US 12,105,845 B2
System and method for entity resolution of a data element
Michael Busha, Menlo Park, CA (US); Jiachen Mao, San Jose, CA (US); Michael Rinehart, Pleasanton, CA (US); and Rehan Jalil, Portola Valley, CA (US)
Assigned to SECURITI, Inc., Coyote, CA (US)
Filed by SECURITI, Inc., Coyote, CA (US)
Filed on Nov. 6, 2020, as Appl. No. 17/090,943.
Claims priority of provisional application 63/062,809, filed on Aug. 7, 2020.
Prior Publication US 2022/0043934 A1, Feb. 10, 2022
Int. Cl. G06F 21/62 (2013.01); G06F 16/75 (2019.01); G06F 17/18 (2006.01); G06F 18/15 (2023.01); G06F 18/21 (2023.01); G06F 21/60 (2013.01); G06Q 50/00 (2024.01); G06Q 50/16 (2024.01)

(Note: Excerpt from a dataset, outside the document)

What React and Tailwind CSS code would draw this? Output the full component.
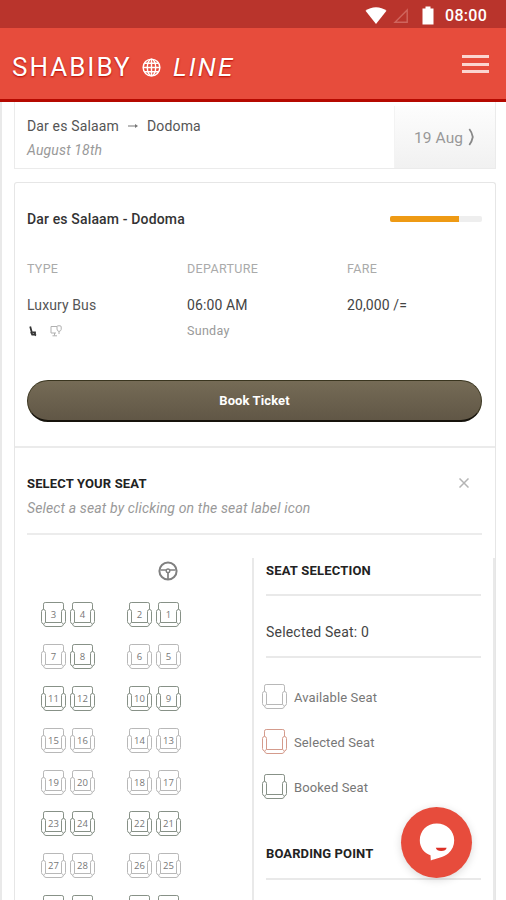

CPC G06F 21/6254 (2013.01) [G06F 16/75 (2019.01); G06F 17/18 (2013.01); G06F 18/21 (2023.01); G06F 21/602 (2013.01); G06Q 50/01 (2013.01); G06Q 50/16 (2013.01); G06F 18/15 (2023.01)] 16 Claims
OG exemplary drawing
 
1. A computer implemented system for entity resolution of a data element comprising:
a hardware processor; and
a memory coupled to the hardware processor, wherein the memory comprises a set of program instructions in the form of a processing subsystem, configured to be executed by the hardware processor, wherein the processing subsystem is hosted on a server and configured to execute on a network to control bidirectional communications among a plurality of subsystems comprising:
an entity reference parsing subsystem configured to parse one or more entity references of a corresponding seed set of an entity of the data element into corresponding one or more personal data properties and one or more property values;
a property value standardization subsystem operatively coupled to the entity reference parsing subsystem, wherein the property value standardization subsystem is configured to:
determine one or more standardization operations corresponding to a type of data of the one or more property values based on the one or more entity references parsed; and
perform the one or more standardization operations determined for standardization of the corresponding one or more property values;
a property value anonymization subsystem operatively coupled to the property value standardization subsystem, wherein the property value anonymization subsystem is configured to secure the one or more property values by performing one or more anonymization procedures based on the one or more standardization operations performed;
a property strength quantification subsystem operatively coupled to the property value anonymization subsystem, wherein the property strength quantification subsystem is configured to:
identify at least one additional property suspected to belong to the seed set of the entity based on an observation of the one or more entity references upon anonymization of the one or more property values;
assign a property strength score to the at least one additional property identified by utilizing one or more property strength quantification models based on observation of the one or more property values for the one or more entity references, wherein the one or more property strength quantification models comprises one or more statistical models implemented using a maximum likelihood estimation technique comprising a binary classification process and a probabilistic enhancement technique for assignment of the property strength score based on calculation of probability of a corresponding property value by using a sigmoid function; and
add the at least one additional property to the corresponding seed set of the entity based on the property strength score assigned to the at least one additional property;
a local entity resolution subsystem operatively coupled to the property standardization subsystem, wherein the local entity resolution subsystem is configured toper form a first entity resolution process based on comparison of an entity reference among the one or more entity references with each of the entity respectively from the corresponding seed set of the entity at a predetermined time interval,
wherein the first entity resolution process comprises at least one of a pre-defined heuristic example between the entity and the entity reference, an evidence accumulation between the entity and the entity reference using a one-degree Comparison function or a n-degree Comparison function, a standardized and anonymized comparison function, a property strength integration or a combination thereof,
wherein the evidence accumulation calculates a probability between the entity and the entity reference by considering that the entity reference belongs to the entity by using convolution of a one-degree Comparison function or a n-degree Comparison function of individual properties, wherein probability calculation comprises a property-specific function and a function to combine a set of individual comparison probabilities,
wherein the property specific function is configured to determine how likely the entity reference is to resolve a specific entity considering that the property is in isolation and the function comprises a Pearson method or a fisher method for combining P-values of the Bayes approach to combining probabilities;
a global entity resolution subsystem operatively coupled to the local entity resolution subsystem, wherein the global entity resolution subsystem is configured to perform a second entity resolution process based on comparison of the one or more property values for the one or more entity references with one or more property values for the one or more entities; and
an entity creation and updating subsystem operatively coupled to the global entity resolution subsystem, wherein the entity creation and updating subsystem is configured to modify the corresponding seed set of the entity or the one or more entity references for entity resolution based on the property strength score assigned to the at least one additional property in the one or more entity references.